Electron-Phonon Coupling and Surface Debye Temperature of Bi₂Te₃(111) from Helium Atom Scattering

We have studied the topological insulator Bi$_2$Te$_3$(111) by means of helium atom scattering. The average electron-phonon coupling $\lambda$ of Bi$_2$Te$_3$(111) is determined by adapting a recently developed quantum-theoretical derivation of the helium scattering probabilities to the case of degenerate semiconductors. Based on the Debye-Waller attenuation of the elastic diffraction peaks of Bi$_2$Te$_3$(111), measured at surface temperatures between $110~\mbox{K}$ and $355~\mbox{K}$, we find $\lambda$ to be in the range of $0.04-0.11$. This method allows to extract a correctly averaged $\lambda$ and to address the discrepancy between previous studies.
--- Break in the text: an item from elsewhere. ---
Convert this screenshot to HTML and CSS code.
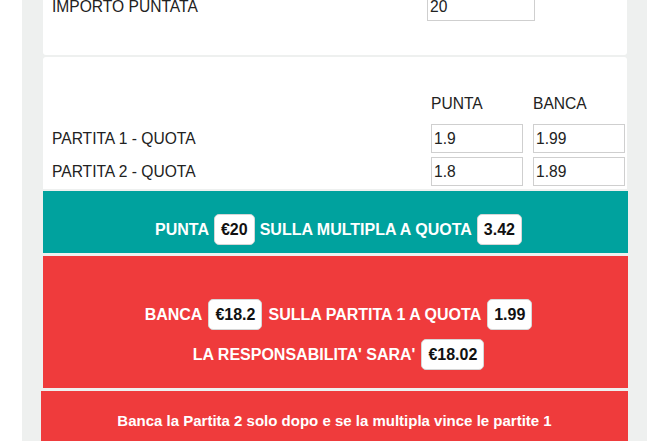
FILE: index.html
```html
<!DOCTYPE html>
<html lang="it">
<head>
    <meta charset="UTF-8">
    <meta name="viewport" content="width=device-width, initial-scale=1.0">
    <title>Calcolatore Multipla</title>
    <link rel="stylesheet" href="styles.css">
</head>
<body>
    <div class="page">
        <div class="card card-stake">
            <div class="stake-row">
                <label class="field-label" for="stake">IMPORTO PUNTATA</label>
                <input class="field stake-field" id="stake" type="text" value="20">
            </div>
        </div>

        <div class="card card-odds">
            <div class="odds-grid">
                <span></span>
                <span class="col-head">PUNTA</span>
                <span class="col-head">BANCA</span>

                <label class="field-label">PARTITA 1 - QUOTA</label>
                <input class="field" type="text" value="1.9">
                <input class="field" type="text" value="1.99">

                <label class="field-label">PARTITA 2 - QUOTA</label>
                <input class="field" type="text" value="1.8">
                <input class="field" type="text" value="1.89">
            </div>
        </div>

        <div class="result result-back">
            <div class="result-line">
                <span>PUNTA</span>
                <span class="pill">€20</span>
                <span>SULLA MULTIPLA A QUOTA</span>
                <span class="pill">3.42</span>
            </div>
        </div>

        <div class="result result-lay">
            <div class="result-line">
                <span>BANCA</span>
                <span class="pill">€18.2</span>
                <span>SULLA PARTITA 1 A QUOTA</span>
                <span class="pill">1.99</span>
            </div>
            <div class="result-line">
                <span>LA RESPONSABILITA' SARA'</span>
                <span class="pill">€18.02</span>
            </div>
        </div>

        <div class="result result-note">
            <p>Banca la Partita 2 solo dopo e se la multipla vince le partite 1</p>
        </div>
    </div>
</body>
</html>
```

FILE: styles.css
```css
* { margin: 0; padding: 0; box-sizing: border-box; }

body {
    background: #fff;
    font-family: "Liberation Sans", Arial, sans-serif;
    color: #222;
    overflow: hidden;
}

.page {
    width: 625px;
    margin: -8px 0 0 22px;
    padding: 0 20px 0 21px;
    background: #eef0ef;
    min-height: 480px;
}

/* White cards */
.card {
    background: #fff;
    border-radius: 0 0 3px 3px;
}

.card-stake {
    padding: 0 9px 34px;
    margin-bottom: 2px;
}

.stake-row {
    display: flex;
    align-items: center;
}

.stake-row .field-label { width: 375px; }

.field-label {
    font-size: 15.6px;
}

.field {
    height: 29px;
    border: 1px solid #cfcfcf;
    font-family: inherit;
    font-size: 15.6px;
    color: #222;
    padding: 0 2px;
    background: #fff;
    outline: none;
}

.stake-field { width: 108px; }

.card-odds {
    padding: 37px 2px 3px 9px;
    border-radius: 3px 3px 0 0;
    margin-bottom: 2px;
}

.odds-grid {
    display: grid;
    grid-template-columns: 1fr 92px 92px;
    column-gap: 10px;
    row-gap: 4px;
    align-items: center;
}

.col-head {
    font-size: 15.6px;
    height: 20px;
    line-height: 20px;
    margin-bottom: 6px;
}

/* Coloured result boxes */
.result {
    color: #fff;
    font-weight: bold;
    font-size: 16px;
    margin-right: -1px;
}

.result-back {
    background: #00a29e;
    padding: 23px 0 8px 6px;
}

.result-back .result-line { gap: 5px; }

.result-lay {
    background: #ef3b3c;
    margin-top: 3px;
    padding: 43px 0 18px 6px;
    display: flex;
    flex-direction: column;
    gap: 9px;
}

.result-note {
    background: #ef3b3c;
    margin-top: 3px;
    margin-left: -2px;
    padding: 21px 0 30px;
    text-align: center;
    line-height: 18px;
    font-size: 15px;
}

.result-line {
    display: flex;
    justify-content: center;
    align-items: center;
    gap: 6px;
}

.pill {
    display: inline-flex;
    align-items: center;
    height: 31px;
    padding: 0 6px;
    background: #fff;
    color: #111;
    border: 1px solid #d6d6d6;
    border-radius: 5px;
}
```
The relatively modest value of $\lambda$ is not surprising even though some individual phonons may provide a larger electron-phonon interaction. Furthermore, the surface Debye temperature of Bi$_2$Te$_3$(111) is determined as ${\rm \Theta}_D = (81\pm6)~\mbox{K}$. The electronic surface corrugation was analysed based on close-coupling calculations. By using a corrugated Morse potential a peak-to-peak corrugation of 9% of the lattice constant is obtained.